Use of Historical Data

• Variability and covariability change slowly and need actual returns for estimations.

• Focus on deviations of returns from their average.

6.3 The Optimal Risky Portfolio with a Risk-Free Asset

• Optimal Risky Portfolio:

  • Characterized by the steepest Capital Allocation Line (CAL).

  • Optimal portfolio weight calculations must account for both risky and risk-free assets.

Efficient Frontier of Risky Assets

• Represents portfolios that maximize expected return at each level of risk.

• It can be achieved through methods to maximize risk premium, minimize risk, or maximize Sharpe ratio.

Single-Index Stock Market

• Key Components:

  • Beta (β): Reflects a stock's sensitivity to market movements.

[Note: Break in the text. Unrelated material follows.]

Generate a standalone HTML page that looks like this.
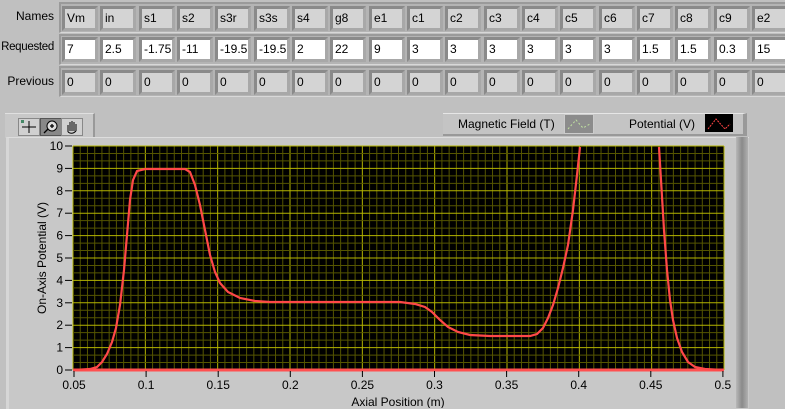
<!DOCTYPE html>
<html><head><meta charset="utf-8"><style>
body{margin:0;width:785px;height:408px;background:#c0c0c0;font-family:"Liberation Sans",sans-serif;font-size:12px;overflow:hidden;position:relative;color:#000}
.lbl{position:absolute;right:731px;text-align:right;font-size:12px}
.row{position:absolute;left:59px;width:730px;height:31px;background:#b4b4b4;border-top:2px solid #9a9a9a;border-left:2px solid #9a9a9a;border-bottom:1px solid #d8d8d8;box-sizing:border-box}
.cell{position:absolute;width:36px;height:25px;box-sizing:border-box;border-top:3px solid #8a8a8a;border-left:3px solid #8a8a8a;border-right:3px solid #a8a8a8;border-bottom:3px solid #a8a8a8;background:#d4d4d4;padding-left:2px;line-height:19px;font-size:12px}
.cell.w{background:#fff}
</style></head><body>
<div class="lbl" style="top:9px">Names</div>
<div class="lbl" style="top:41px;font-size:11.5px;letter-spacing:-0.3px">Requested</div>
<div class="lbl" style="top:74px">Previous</div>
<div class="row" style="top:2px"></div>
<div class="row" style="top:34px"></div>
<div class="row" style="top:66px"></div>
<div id="cells"></div>
<!-- toolbar -->
<div style="position:absolute;left:5px;top:113px;width:88px;height:24px;background:#c8c8c8;border-top:1px solid #e0e0e0;border-right:2px solid #999"></div>
<div style="position:absolute;left:18px;top:118px;width:20px;height:16px;background:#d0d0d0;border:1px solid #888"><svg width="20" height="16"><path d="M3 8H17M10 2V14" stroke="#000"/><rect x="2" y="1" width="3" height="3" fill="#486"/></svg></div>
<div style="position:absolute;left:40px;top:118px;width:20px;height:16px;background:#888;border:1px solid #555"><svg width="20" height="16"><circle cx="11" cy="7" r="5" fill="#ddd" stroke="#000"/><path d="M9 7H13M11 5V9M7 10L3 14" stroke="#000" stroke-width="1.3"/></svg></div>
<div style="position:absolute;left:61px;top:118px;width:20px;height:16px;background:#d0d0d0;border:1px solid #888"><svg width="20" height="16"><path d="M6 13V6M8 12V3M10 12V2M12 12V3M14 12V5M6 13Q10 16 14 12" stroke="#000" fill="none"/></svg></div>
<!-- legend -->
<div style="position:absolute;left:443px;top:113px;width:300px;height:20px;background:#c4c4c4;border-top:1px solid #e6e6e6;border-bottom:2px solid #999;border-right:4px solid #999"></div>
<div style="position:absolute;left:458px;top:117px;font-size:12px">Magnetic Field (T)</div>
<div style="position:absolute;left:564px;top:114px;width:28px;height:18px;background:#8c8c8c;border:1px solid #ccc"><svg width="28" height="18"><path d="M3 14L11 5L18 13L25 9" stroke="#bfe0a0" stroke-dasharray="2 2" fill="none"/></svg></div>
<div style="position:absolute;left:629px;top:117px;font-size:12px">Potential (V)</div>
<div style="position:absolute;left:705px;top:114px;width:28px;height:18px;background:#000"><svg width="28" height="18"><path d="M3 15L11 5L20 15L25 10" stroke="#f44" stroke-dasharray="2 1" fill="none"/></svg></div>
<!-- graph panel -->
<div style="position:absolute;left:6px;top:137px;width:740px;height:271px;background:#c8c8c8;border-left:3px solid #d6d6d6;border-top:1px solid #ddd"></div>
<div style="position:absolute;left:736px;top:137px;width:12px;height:271px;background:linear-gradient(90deg,#b8b8b8,#8a8a8a,#b0b0b0)"></div>
<svg style="position:absolute;left:0;top:0" width="785" height="408" id="g">
<rect x="73" y="146" width="651" height="224" fill="#000"/>
<g id="grid"></g>
<line x1="73" y1="370" x2="724" y2="370" stroke="#ff5050" stroke-width="3"/>
<g fill="none" stroke="#ff4848" stroke-width="2.2">
<path d="M74,370 L90,369 L97,367 L102,362 L107,354 L112,342 L116,328 L120,305 L124,270 L127,235 L130,200 L133,180 L137,171 L145,169 L185,169 L190,172 L195,185 L200,205 L205,230 L210,255 L215,272 L220,283 L228,292 L240,298 L255,301 L270,302 L400,302 L415,304 L425,307 L432,312 L440,320 L448,327 L458,332 L470,335 L490,336 L530,336 L537,334 L543,328 L548,318 L553,305 L558,288 L563,268 L568,245 L573,210 L577,175 L580,147"/>
<path d="M659,147 L661,180 L664,230 L667,270 L670,300 L673,320 L677,338 L682,352 L688,362 L695,367 L705,369 L723,370"/>
</g>
<g id="ax" font-family="Liberation Sans" font-size="12" fill="#000"></g>
<text x="46" y="258" font-family="Liberation Sans" font-size="12" transform="rotate(-90 46 258)" text-anchor="middle">On-Axis Potential (V)</text>
<text x="398" y="406" font-family="Liberation Sans" font-size="12" text-anchor="middle">Axial Position (m)</text>
</svg>
<script>
var names=["Vm","in","s1","s2","s3r","s3s","s4","g8","e1","c1","c2","c3","c4","c5","c6","c7","c8","c9","e2"];
var req=["7","2.5","-1.75","-11","-19.5","-19.5","2","22","9","3","3","3","3","3","3","1.5","1.5","0.3","15"];
var h="";
for(var i=0;i<19;i++){var x=Math.round(62+i*38.33);
h+='<div class="cell" style="left:'+x+'px;top:6px">'+names[i]+'</div>';
h+='<div class="cell w" style="left:'+x+'px;top:37px">'+req[i]+'</div>';
h+='<div class="cell" style="left:'+x+'px;top:70px">0</div>';}
document.getElementById("cells").innerHTML=h;
var g="";
for(var k=0;k<=90;k++){var x=73+k*651/90;g+='<line x1="'+x+'" y1="146" x2="'+x+'" y2="370" stroke="'+(k%10==0?'#b4b400':'#555500')+'" stroke-width="1"/>';}
for(var k=0;k<=30;k++){var y=370-k*224/30;g+='<line x1="73" y1="'+y+'" x2="724" y2="'+y+'" stroke="'+(k%3==0?'#b4b400':'#555500')+'" stroke-width="1"/>';}
document.getElementById("grid").innerHTML=g;
var a="";
for(var v=0;v<=10;v++){var y=370-v*22.4;a+='<text x="63" y="'+(y+4)+'" text-anchor="end">'+v+'</text><line x1="65" y1="'+y+'" x2="72" y2="'+y+'" stroke="#000"/>';}
var xl=["0.05","0.1","0.15","0.2","0.25","0.3","0.35","0.4","0.45","0.5"];
for(var i=0;i<10;i++){var x=74+i*72.1;a+='<line x1="'+x+'" y1="371" x2="'+x+'" y2="377" stroke="#000"/><text x="'+x+'" y="389" text-anchor="middle">'+xl[i]+'</text>';}
document.getElementById("ax").innerHTML=a;
</script>
</body></html>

  • Alpha (α): Expected return beyond what is predicted by market indices.

  • The excess return formula: R_i = β_i * R_m + α_i + e_i where:

    • R_i = return on stock

    • R_m = return on market

Statistical Interpretation

• Security Characteristic Line (SCL):

  • Represents the relationship between predicted excess returns and market excess returns.

  • Analyzing regression helps in estimating risks and returns accurately.

Diversification in Single-Index Security Market

• Nonsystematic Risks:

  • Achievable through optimal portfolio weights while accounting for expected returns.

6.6 Risk of Long-Term Investments

• Stock risk diminishes with a long horizon; risk premium grows, indicating a smaller standard deviation with time.

• Sharpe ratio increases as the investment horizon increases.